The guidebook says it rivals Rio and Hong Kong – I haven’t seen either but I won’t hold my breath……

Coming in from the north, dropping slowly over Lake Titicaca, the Altiplano stretches to a horizon guarded by 6,000 metre Andean peaks. Ever so gradually signs of habitation appear, neat squares of livelihood rising from the parched ochre-coloured earth, punctuated by grid roads and the occasional glistening tower of a Catholic church. The squares become more frequent as the world’s highest international airport hoves into sight, bearing one sole runway stretching for 5 kilometres to give jet planes a fair chance of stopping in this rarified air.

In fact these squares, homesteads to migrants seeking the bright city lights, hug the airport perimeter and stretch away on all sides for as far as the eye can see. The land is so flat, a vast high level semi-desert, and from the ground appears to hold no boundaries other than those made by the mountains around.

And mountains they are. Bolivia has the highest landmass outside of the Himalayas. Towering great hulks to the east capped with icing sugar look surreal in the crystal clear light, close enough to touch and yet miles away at the same time.

But the habitation of the Altiplano is only a very small part of the city on the edge of space. Coming in from the north it’s almost impossible to glimpse the great gouge in the earth that is La Paz proper; to see this magnificent sight means catching a plane from the south, which is just what we did a few days later.

Flying from hot and steamy Cochabamba is remarkable, not least because when the plane clears the rim of the mountain ampitheatre in which this city sits the ground beneath the fusilage is almost too close for comfort. But again La Paz wins hands down for a flight of a lifetime in terms of sheer awe that such a place could exist.

The first inkling of being close to the city is when the 6,000 + metre peak of Potosi Huyani almost touches the plane’s wing. This mountain, standing tall above the city below, looks down on two great valleys within a huge bowl, a giant’s scoop from a tub of ice cream. All around the sides cling buildings scaling the precipitous edges, jostling for space, dissected by roads and criss crossed by wires. Incredible.

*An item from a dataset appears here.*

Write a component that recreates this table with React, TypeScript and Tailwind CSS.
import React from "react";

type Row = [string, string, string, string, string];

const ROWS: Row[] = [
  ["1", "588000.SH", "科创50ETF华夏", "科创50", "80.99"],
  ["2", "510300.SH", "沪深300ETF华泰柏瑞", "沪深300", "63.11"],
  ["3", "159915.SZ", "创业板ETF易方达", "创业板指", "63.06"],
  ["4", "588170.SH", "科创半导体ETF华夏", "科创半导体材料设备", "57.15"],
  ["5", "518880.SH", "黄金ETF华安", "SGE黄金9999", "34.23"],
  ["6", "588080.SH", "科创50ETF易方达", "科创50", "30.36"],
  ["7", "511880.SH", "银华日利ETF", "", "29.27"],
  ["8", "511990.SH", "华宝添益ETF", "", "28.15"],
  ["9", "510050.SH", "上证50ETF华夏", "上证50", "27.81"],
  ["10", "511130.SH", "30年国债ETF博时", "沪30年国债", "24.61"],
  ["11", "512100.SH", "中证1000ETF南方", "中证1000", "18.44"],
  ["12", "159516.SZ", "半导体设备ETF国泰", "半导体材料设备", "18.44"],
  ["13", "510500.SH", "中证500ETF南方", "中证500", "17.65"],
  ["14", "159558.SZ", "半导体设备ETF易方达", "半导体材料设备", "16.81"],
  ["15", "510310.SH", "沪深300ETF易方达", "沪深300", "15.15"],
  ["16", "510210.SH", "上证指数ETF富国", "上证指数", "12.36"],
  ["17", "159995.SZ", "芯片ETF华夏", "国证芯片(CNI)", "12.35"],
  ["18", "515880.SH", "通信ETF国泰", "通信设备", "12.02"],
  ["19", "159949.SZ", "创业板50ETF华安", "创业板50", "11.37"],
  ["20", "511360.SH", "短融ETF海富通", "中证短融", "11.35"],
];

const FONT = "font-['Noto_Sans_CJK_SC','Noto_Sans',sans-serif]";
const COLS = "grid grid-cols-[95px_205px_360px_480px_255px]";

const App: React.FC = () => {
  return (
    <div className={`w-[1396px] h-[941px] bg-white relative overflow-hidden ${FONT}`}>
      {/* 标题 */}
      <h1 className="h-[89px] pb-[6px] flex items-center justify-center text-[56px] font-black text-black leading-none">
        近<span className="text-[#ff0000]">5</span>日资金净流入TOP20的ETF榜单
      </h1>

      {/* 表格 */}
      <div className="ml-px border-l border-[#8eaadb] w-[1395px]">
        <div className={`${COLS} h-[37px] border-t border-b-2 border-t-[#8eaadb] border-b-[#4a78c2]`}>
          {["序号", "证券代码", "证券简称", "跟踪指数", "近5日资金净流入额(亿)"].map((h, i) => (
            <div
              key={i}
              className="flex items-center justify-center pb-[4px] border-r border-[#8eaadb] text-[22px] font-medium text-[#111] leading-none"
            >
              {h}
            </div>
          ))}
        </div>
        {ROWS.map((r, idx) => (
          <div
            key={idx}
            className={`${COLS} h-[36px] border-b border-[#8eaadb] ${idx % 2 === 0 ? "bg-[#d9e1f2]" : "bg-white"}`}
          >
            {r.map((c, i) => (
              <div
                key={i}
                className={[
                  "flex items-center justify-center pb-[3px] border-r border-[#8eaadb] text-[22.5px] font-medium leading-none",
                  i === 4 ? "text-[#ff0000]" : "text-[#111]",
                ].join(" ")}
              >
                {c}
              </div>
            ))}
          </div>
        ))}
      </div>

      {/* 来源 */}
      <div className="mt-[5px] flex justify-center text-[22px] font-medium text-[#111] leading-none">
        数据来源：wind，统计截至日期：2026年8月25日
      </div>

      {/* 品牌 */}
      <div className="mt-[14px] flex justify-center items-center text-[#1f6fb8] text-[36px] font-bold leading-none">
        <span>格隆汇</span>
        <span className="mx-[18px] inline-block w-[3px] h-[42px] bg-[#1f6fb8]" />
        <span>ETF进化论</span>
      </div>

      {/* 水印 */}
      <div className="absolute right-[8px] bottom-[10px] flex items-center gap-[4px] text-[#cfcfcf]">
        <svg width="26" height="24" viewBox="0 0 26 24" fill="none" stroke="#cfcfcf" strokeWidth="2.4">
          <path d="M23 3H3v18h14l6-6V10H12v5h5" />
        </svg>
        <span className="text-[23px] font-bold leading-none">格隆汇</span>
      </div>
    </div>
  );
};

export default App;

And this is from the air. What awaits the traveller moving from Altiplano and airport to city hub and grid lock (a difference in altitude of almost 2,000 feet in just over 6 miles) is something all over again.

From the squalor and deprivation of kids in the gutters, trashed roads and threadbare civilisation our cabbie takes a quick turn left to behold La Paz below. It seems there can be no way down the immensley steep slope to which civilisation clings, but there is, and as we feel the pressure change in our ears the sky scrapers below begin to draw closer while still seeming to be almost directly below us. Our helter skelter of a road doesn’t relent, twisting viciously round corners as traffic appears from no where and joins the throng heading for the world below. Street vendors stack their wares precariously against the forces of gravity, streams of brackish pungent water rush away to the plug hole at the bottom and the whole of La Paz appears to fall into itself.

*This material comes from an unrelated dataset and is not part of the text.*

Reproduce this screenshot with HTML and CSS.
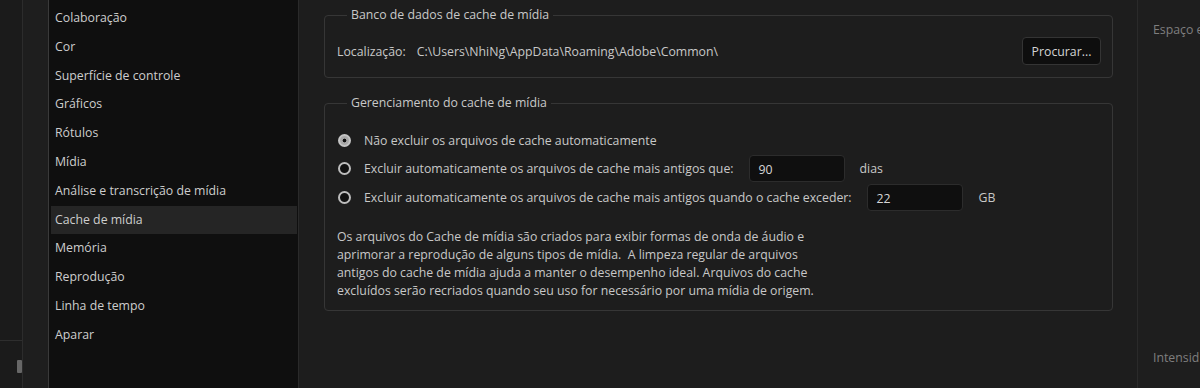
FILE: index.html
```html
<!DOCTYPE html>
<html lang="pt-BR">
<head>
<meta charset="utf-8">
<title>Preferências - Cache de mídia</title>
<link rel="stylesheet" href="styles.css">
</head>
<body>
<div class="app">
  <div class="strip1">
    <div class="strip1-top"></div>
    <div class="strip1-bottom"><div class="thumb"></div></div>
  </div>
  <div class="strip2"></div>
  <ul class="cats">
    <li>Colaboração</li>
    <li>Cor</li>
    <li>Superfície de controle</li>
    <li>Gráficos</li>
    <li>Rótulos</li>
    <li>Mídia</li>
    <li>Análise e transcrição de mídia</li>
    <li class="sel">Cache de mídia</li>
    <li>Memória</li>
    <li>Reprodução</li>
    <li>Linha de tempo</li>
    <li>Aparar</li>
  </ul>
  <main class="main">
    <fieldset class="group g1">
      <legend>Banco de dados de cache de mídia</legend>
      <div class="locrow">
        <span class="loclabel">Localização:</span>
        <span class="locpath">C:\Users\NhiNg\AppData\Roaming\Adobe\Common\</span>
        <button class="btn">Procurar...</button>
      </div>
    </fieldset>
    <fieldset class="group g2">
      <legend>Gerenciamento do cache de mídia</legend>
      <div class="opt"><span class="radio on"></span><span>Não excluir os arquivos de cache automaticamente</span></div>
      <div class="opt"><span class="radio"></span><span>Excluir automaticamente os arquivos de cache mais antigos que:</span><span class="field f1">90</span><span class="unit">dias</span></div>
      <div class="opt"><span class="radio"></span><span>Excluir automaticamente os arquivos de cache mais antigos quando o cache exceder:</span><span class="field f2">22</span><span class="unit u2">GB</span></div>
      <p class="desc">Os arquivos do Cache de mídia são criados para exibir formas de onda de áudio e<br>aprimorar a reprodução de alguns tipos de mídia.&nbsp; A limpeza regular de arquivos<br>antigos do cache de mídia ajuda a manter o desempenho ideal. Arquivos do cache<br>excluídos serão recriados quando seu uso for necessário por uma mídia de origem.</p>
    </fieldset>
  </main>
  <aside class="side">
    <div class="side-top">Espaço e</div>
    <div class="side-bottom">Intensid</div>
  </aside>
</div>
</body>
</html>
```
FILE: styles.css
```css
* { box-sizing: border-box; }
html, body { margin: 0; padding: 0; background: #1d1d1d; }
body {
  font-family: "Open Sans", "Noto Sans", sans-serif;
  font-size: 12.3px;
  color: #c8c8c8;
  width: 1200px;
  height: 388px;
  overflow: hidden;
}
.app { display: flex; height: 388px; }

.strip1 {
  width: 23px;
  background: #1b1b1b;
  border-right: 1px solid #2c2c2c;
  display: flex;
  flex-direction: column;
}
.strip1-top { height: 341px; border-bottom: 1px solid #2e2e2e; }
.strip1-bottom { flex: 1; display: flex; justify-content: flex-end; padding-top: 19px; }
.thumb { width: 5px; height: 13px; background: #676767; border-radius: 1px; }

.strip2 {
  width: 26px;
  background: #1e1e1e;
  border-right: 1px solid #3a3a3a;
}

.cats {
  list-style: none;
  margin: 0;
  padding: 4px 1px 0 2px;
  width: 250px;
  background: #0f0f0f;
  border-right: 1px solid #2a2a2a;
}
.cats li {
  height: 28.8px;
  line-height: 28.8px;
  padding-left: 4px;
  color: #cdcdcd;
  white-space: nowrap;
}
.cats li.sel { background: #252525; }

.main {
  width: 839px;
  padding: 6px 24px 0 25px;
  border-right: 1px solid #2a2a2a;
  background: #1d1d1d;
}
.group {
  margin: 0;
  border: 1px solid #363636;
  border-radius: 4px;
  min-width: 0;
}
.group legend {
  padding: 0 4px;
  margin-left: 10px;
  line-height: 18px;
  color: #c8c8c8;
}
.g1 { padding: 13px 11px 11px 12px; height: 72px; }
.g2 { padding: 14px 11px 8px 12px; margin-top: 16px; height: 217px; }

.locrow { display: flex; align-items: center; height: 28px; }
.loclabel { margin-right: 11px; }
.locpath { flex: 1; }
.btn {
  font: inherit;
  color: #d4d4d4;
  background: #0e0e0e;
  border: 1px solid #343434;
  border-radius: 4px;
  height: 28px;
  width: 79px;
  padding: 0;
}

.opt { display: flex; align-items: center; height: 28.5px; white-space: nowrap; }
.radio {
  width: 13px;
  height: 13px;
  border-radius: 50%;
  border: 2px solid #bdbdbd;
  background: #111;
  margin: 0 13px 0 1px;
  flex: none;
}
.radio.on {
  background: radial-gradient(circle, #111 0 1.6px, #a8a8a8 2.2px);
  border-color: #c4c4c4;
}
.field {
  margin-left: 15px;
  width: 96px;
  height: 27px;
  line-height: 27px;
  background: #0f0f0f;
  border: 1px solid #2c2c2c;
  border-radius: 4px;
  padding-left: 9px;
  color: #d6d6d6;
}
.unit { margin-left: 15px; }
.u2 { margin-left: 16px; }

.desc {
  margin: 16px 0 0 0;
  line-height: 18px;
  color: #c8c8c8;
}

.side {
  flex: 1;
  background: #1e1e1e;
  padding-left: 15px;
  position: relative;
  color: #7e7e7e;
  white-space: nowrap;
  overflow: hidden;
}
.side-top { margin-top: 20px; line-height: 20px; }
.side-bottom { position: absolute; top: 348px; left: 15px; line-height: 20px; }
```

At least on the edges of this space the roads are relatively clear. Where gravity ceases to play such a major role everything slows down, eventually grinding to a halt from which there appears no way out. Vehicles of every possible type edge forward at any opportunity, hawkishly guarding their space while going nowhere at all. People squeeze past the bumpers and wing mirrors, business people with briefcases alongside Campesinos with huge sacks on their backs, oblivious to the occupants of the metal cages around them. And then, without warning, the engines start up again, the people disappear and the traffic moves on – for a short while at least.

When night falls and you’re at the bottom of this pit you can be mistaken for thinking you really are on the edge of space. The stars seem so close at first, but only when you realise these are the streets above your head do you remember you’re in La Paz.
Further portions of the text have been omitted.